Malgré toutes ces contestations, le 16 octobre 2009, Ali Bongo Ondimba est investi président. Des violences postélectorales et des pillages avaient secoué Port-Gentil (Ouest), faisant plusieurs morts. Après ces élections, le journaliste français, Pierre Péan, a affirmé qu’Ali Bongo avait falsifié son acte de naissance, dans son livre "Nouvelles affaires africaines". Cette thèse, vigoureusement démentie par Libreville, affirme que le Président est un enfant nigérian adopté par Omar Bongo pendant la guerre du Biafra, à la fin des années 1960.
Point important, car, selon la constitution gabonaise, il faut être né gabonais pour briguer la présidence. Avant la présidentielle du 27 août 2016, l’opposition demande, en vain, l’invalidation de la candidature d’Ali Bongo, répétant qu’il est un enfant nigérian adopté et qu’il ne peut pas être président. Le 31 août 2016, la commission électorale annonce la réélection d’Ali Bongo, devant son adversaire Jean Ping.
Cette annonce est suivie par des manifestations anti-Bongo, des interpellations par centaines, d’assaut des forces de sécurité contre le QG de Jean Ping... Ces troubles font trois morts, selon les autorités, une trentaine, selon l’opposition. Le 2 septembre 2016, Jean Ping se proclame « président élu » mai le 24 septembre, la Cour constitutionnelle valide la réélection d’Ali Bongo.
Absence prolongée
Le 24 octobre 2018, Ali Bongo est victime d’un accident vasculaire cérébral, alors qu’il était en visite en Arabie saoudite. Il est hospitalisé pendant plus d’un mois à Riyad, puis transféré à Rabat. Un groupe de militaires appelle le 7 janvier 2019 à un soulèvement, dans une apparente tentative de coup d’État alors que le Président Ali Bongo Ondimba est toujours absent du pays. Le gouvernement déclare rapidement que la tentative a échoué et que les mutins sont en fuite ou ont été arrêtés.
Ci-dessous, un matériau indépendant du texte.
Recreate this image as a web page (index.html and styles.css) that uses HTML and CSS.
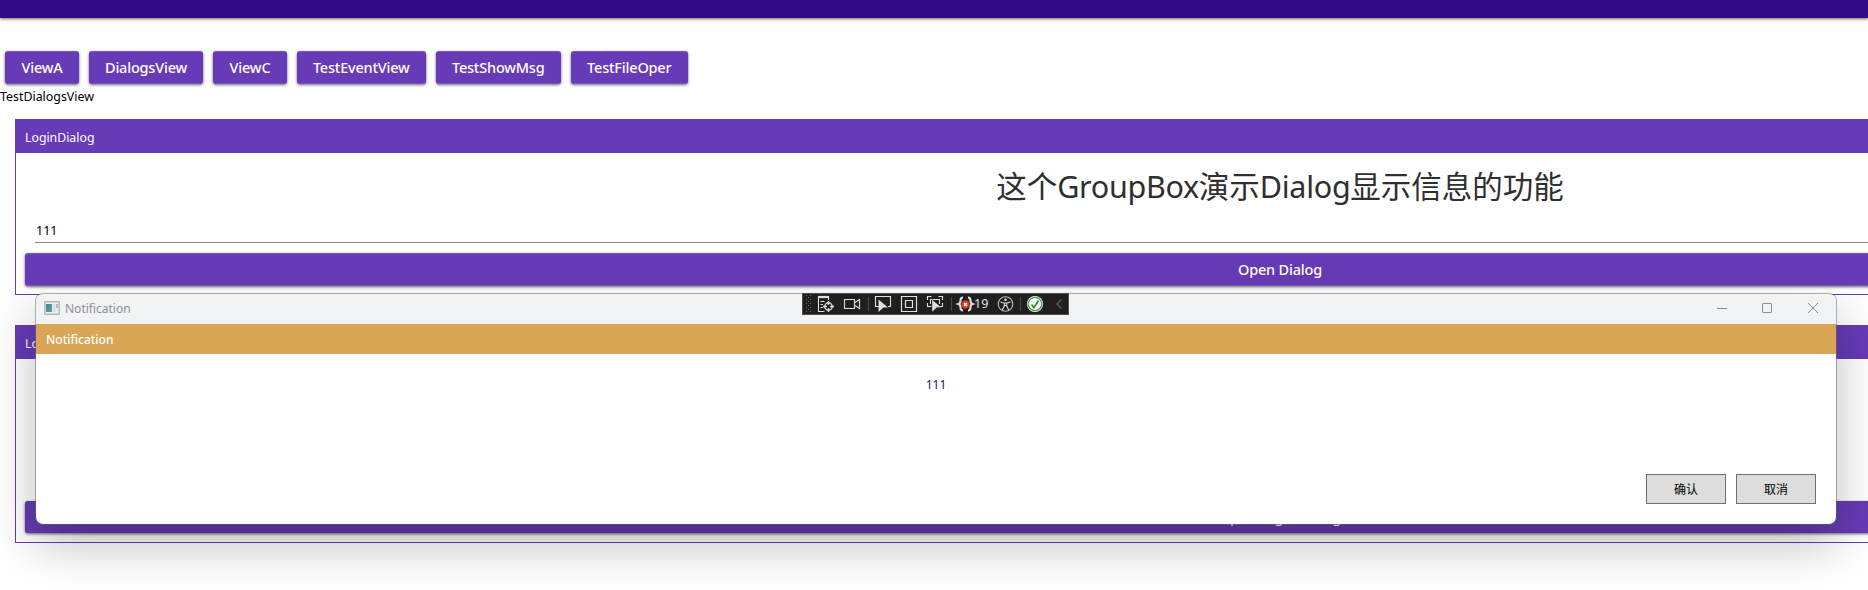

« Ce coup d’Etat avorté trahit le profond malaise dans lequel s’enlise le Gabon, petit "émirat" pétrolier du golfe de Guinée aux mains de la dynastie Bongo -le père, Omar, décédé dans une clinique barcelonaise à l’été 2009, puis son fils Ali- depuis plus d’un demi-siècle. Malaise intensifié par l’absence de l’héritier, victime le 24 octobre 2018 à Riyad (Arabie saoudite) d’un sérieux accident vasculaire cérébral (AVC) », a expliqué le politologue Jean-François Obiang.
Cependant, pour l’analyste politique camerounais Louis Kemayou, « l’épisode de l’AVC a mis en lumière le dévoiement chronique d’institutions confisquées par une caste soucieuse de perpétuer son emprise. Plutôt que de constater la vacance du pouvoir, la Cour constitutionnelle, dirigée par une ex-compagne de Bongo-père, a choisi de transférer l’essentiel des prérogatives du chef de l’État au Premier ministre et au vice-président. Et ce, au prix d’une douteuse acrobatie juridique. Il ne s’agissait là, il est vrai, que du énième avatar de la dérive d’une démocratie elle aussi gravement malade ».